* _Excerpted records_
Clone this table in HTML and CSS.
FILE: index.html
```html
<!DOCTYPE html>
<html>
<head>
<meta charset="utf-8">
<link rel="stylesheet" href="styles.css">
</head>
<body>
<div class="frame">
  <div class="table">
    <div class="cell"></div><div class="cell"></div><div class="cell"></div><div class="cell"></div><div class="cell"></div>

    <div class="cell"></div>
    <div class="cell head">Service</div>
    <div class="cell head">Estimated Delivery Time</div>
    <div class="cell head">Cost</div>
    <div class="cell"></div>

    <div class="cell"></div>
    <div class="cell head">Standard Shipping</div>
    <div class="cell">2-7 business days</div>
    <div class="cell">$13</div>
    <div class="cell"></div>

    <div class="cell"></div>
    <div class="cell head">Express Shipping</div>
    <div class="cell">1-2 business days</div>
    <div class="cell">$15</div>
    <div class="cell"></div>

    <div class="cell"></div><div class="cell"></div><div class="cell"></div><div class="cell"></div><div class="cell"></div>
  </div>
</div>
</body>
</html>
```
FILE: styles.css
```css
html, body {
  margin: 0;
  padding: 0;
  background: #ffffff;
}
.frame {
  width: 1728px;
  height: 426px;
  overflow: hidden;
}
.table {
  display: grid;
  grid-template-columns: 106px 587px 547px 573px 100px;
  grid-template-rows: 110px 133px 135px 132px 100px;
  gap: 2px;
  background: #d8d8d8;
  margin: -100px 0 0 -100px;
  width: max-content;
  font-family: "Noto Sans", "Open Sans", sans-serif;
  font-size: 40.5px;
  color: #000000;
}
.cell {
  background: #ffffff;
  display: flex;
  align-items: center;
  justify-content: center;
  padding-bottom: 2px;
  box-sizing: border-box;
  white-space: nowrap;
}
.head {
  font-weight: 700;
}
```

--

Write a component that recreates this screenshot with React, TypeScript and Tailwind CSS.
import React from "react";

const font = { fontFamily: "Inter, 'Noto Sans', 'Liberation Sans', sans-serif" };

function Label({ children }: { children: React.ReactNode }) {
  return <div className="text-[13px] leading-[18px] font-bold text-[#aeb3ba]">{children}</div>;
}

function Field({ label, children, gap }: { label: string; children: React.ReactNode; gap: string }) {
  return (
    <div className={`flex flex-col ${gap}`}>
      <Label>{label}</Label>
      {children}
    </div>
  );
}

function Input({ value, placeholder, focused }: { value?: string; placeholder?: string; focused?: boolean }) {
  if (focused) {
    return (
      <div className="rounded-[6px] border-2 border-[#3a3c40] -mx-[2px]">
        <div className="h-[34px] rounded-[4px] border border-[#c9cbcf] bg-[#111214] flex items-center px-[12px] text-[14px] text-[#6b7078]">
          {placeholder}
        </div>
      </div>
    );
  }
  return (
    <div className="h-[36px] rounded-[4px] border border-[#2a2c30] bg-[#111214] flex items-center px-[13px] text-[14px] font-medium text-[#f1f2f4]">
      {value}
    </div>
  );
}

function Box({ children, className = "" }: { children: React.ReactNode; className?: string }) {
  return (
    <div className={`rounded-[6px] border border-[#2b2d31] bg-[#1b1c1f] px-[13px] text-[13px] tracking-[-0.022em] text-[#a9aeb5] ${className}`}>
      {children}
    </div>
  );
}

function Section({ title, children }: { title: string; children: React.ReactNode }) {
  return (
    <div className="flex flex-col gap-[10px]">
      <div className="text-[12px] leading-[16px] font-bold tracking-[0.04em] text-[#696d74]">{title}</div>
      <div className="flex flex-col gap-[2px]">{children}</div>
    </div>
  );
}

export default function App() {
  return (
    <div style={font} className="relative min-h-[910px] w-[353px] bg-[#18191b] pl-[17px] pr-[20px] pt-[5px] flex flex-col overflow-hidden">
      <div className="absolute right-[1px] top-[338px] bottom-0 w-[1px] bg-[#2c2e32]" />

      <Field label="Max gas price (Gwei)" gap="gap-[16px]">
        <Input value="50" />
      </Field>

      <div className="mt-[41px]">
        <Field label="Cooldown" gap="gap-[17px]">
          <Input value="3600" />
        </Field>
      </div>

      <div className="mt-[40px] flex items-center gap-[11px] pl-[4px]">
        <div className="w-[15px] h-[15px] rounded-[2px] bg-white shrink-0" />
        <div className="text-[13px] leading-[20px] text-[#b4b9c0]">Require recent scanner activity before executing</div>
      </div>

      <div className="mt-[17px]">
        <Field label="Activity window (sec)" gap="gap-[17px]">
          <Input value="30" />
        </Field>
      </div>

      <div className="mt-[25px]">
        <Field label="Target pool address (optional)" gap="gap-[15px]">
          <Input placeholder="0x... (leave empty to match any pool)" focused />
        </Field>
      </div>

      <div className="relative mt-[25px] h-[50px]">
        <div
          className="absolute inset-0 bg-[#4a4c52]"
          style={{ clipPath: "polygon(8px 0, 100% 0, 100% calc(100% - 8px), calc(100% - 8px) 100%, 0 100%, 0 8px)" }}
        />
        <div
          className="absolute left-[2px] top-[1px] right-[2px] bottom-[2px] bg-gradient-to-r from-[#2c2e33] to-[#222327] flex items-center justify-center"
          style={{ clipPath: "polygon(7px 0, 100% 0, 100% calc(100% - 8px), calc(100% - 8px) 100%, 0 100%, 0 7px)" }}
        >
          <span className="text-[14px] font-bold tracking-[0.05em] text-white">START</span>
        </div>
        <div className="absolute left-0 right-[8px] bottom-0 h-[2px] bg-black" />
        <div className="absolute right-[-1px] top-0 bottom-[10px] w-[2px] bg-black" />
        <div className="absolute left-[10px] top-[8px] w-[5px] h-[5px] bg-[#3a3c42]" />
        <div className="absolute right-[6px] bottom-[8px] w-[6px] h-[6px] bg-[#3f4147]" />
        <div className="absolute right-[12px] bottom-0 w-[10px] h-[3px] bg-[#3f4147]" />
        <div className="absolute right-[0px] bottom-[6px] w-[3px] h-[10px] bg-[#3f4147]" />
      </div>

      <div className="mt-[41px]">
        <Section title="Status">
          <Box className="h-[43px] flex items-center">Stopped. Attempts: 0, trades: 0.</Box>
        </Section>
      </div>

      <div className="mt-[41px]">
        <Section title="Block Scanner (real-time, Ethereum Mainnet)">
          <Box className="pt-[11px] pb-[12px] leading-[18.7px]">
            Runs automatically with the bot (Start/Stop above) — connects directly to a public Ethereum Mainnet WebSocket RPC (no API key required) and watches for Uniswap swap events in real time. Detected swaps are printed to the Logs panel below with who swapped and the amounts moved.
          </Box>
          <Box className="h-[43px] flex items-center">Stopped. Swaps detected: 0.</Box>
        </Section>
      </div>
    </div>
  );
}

---

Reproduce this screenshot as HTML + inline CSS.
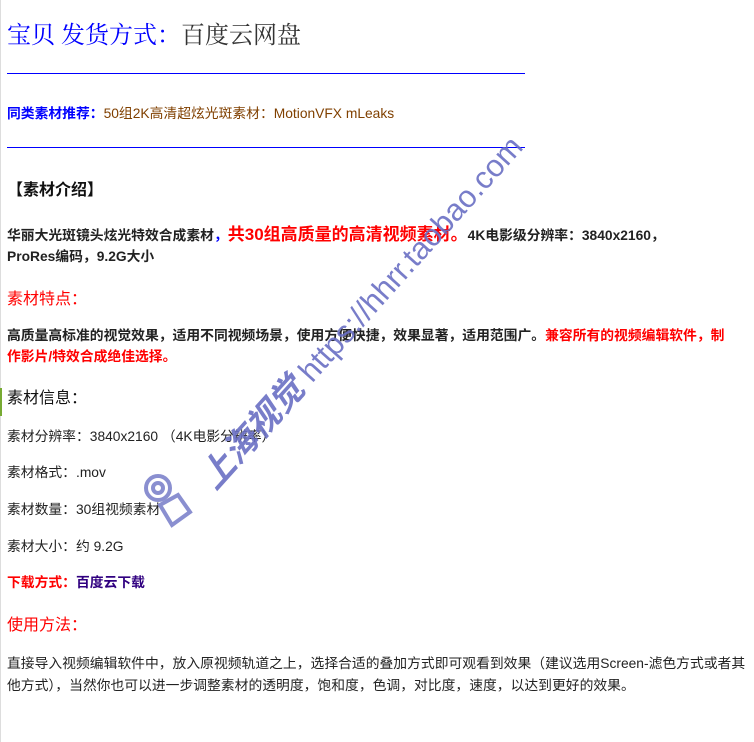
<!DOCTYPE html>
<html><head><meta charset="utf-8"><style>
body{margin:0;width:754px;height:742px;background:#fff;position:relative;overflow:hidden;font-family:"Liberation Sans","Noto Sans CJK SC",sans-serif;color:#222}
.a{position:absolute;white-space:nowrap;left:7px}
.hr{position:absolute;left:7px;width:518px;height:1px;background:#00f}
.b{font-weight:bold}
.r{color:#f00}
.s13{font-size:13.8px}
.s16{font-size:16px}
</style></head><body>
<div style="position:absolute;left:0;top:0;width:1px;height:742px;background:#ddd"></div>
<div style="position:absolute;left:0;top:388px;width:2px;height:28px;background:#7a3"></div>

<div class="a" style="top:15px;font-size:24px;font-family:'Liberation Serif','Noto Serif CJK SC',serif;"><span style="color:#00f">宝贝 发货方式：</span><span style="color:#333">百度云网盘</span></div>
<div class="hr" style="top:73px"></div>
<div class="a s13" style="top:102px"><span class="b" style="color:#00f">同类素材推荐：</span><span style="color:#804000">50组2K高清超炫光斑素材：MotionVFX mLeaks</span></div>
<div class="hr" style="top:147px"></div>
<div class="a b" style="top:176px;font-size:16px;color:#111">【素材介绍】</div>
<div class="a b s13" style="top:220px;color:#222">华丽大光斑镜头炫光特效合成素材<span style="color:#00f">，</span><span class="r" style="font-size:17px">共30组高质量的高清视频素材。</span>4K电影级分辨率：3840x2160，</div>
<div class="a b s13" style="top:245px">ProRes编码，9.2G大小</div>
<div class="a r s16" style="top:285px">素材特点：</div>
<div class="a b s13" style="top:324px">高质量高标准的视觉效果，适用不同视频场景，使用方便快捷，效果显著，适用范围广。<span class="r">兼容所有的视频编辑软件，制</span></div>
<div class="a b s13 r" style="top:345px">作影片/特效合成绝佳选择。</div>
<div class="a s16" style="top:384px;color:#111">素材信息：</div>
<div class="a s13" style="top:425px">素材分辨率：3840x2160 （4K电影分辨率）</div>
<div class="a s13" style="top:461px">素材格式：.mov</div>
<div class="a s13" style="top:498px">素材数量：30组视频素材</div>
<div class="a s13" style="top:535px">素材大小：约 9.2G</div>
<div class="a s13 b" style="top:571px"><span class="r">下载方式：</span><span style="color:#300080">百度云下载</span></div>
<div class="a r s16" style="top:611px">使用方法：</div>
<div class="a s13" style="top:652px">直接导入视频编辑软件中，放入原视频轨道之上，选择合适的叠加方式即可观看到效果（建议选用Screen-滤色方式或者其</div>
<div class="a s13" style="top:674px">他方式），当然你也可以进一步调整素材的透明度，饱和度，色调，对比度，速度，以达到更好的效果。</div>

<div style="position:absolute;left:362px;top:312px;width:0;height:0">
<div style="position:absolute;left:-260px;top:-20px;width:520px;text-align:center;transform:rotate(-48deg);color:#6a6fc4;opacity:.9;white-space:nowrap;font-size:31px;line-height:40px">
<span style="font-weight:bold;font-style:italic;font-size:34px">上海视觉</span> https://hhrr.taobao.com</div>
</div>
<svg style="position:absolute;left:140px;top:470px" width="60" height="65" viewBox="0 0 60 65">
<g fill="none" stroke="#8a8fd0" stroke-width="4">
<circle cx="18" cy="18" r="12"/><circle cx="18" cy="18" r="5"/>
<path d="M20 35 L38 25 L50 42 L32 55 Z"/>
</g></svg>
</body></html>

* _The problem_
Copy whichever lines in the listing above contain the word "screenshot".

* _Completed task_
Write a component that recreates this screenshot with React, TypeScript and Tailwind CSS.
Reproduce this screenshot as HTML + inline CSS.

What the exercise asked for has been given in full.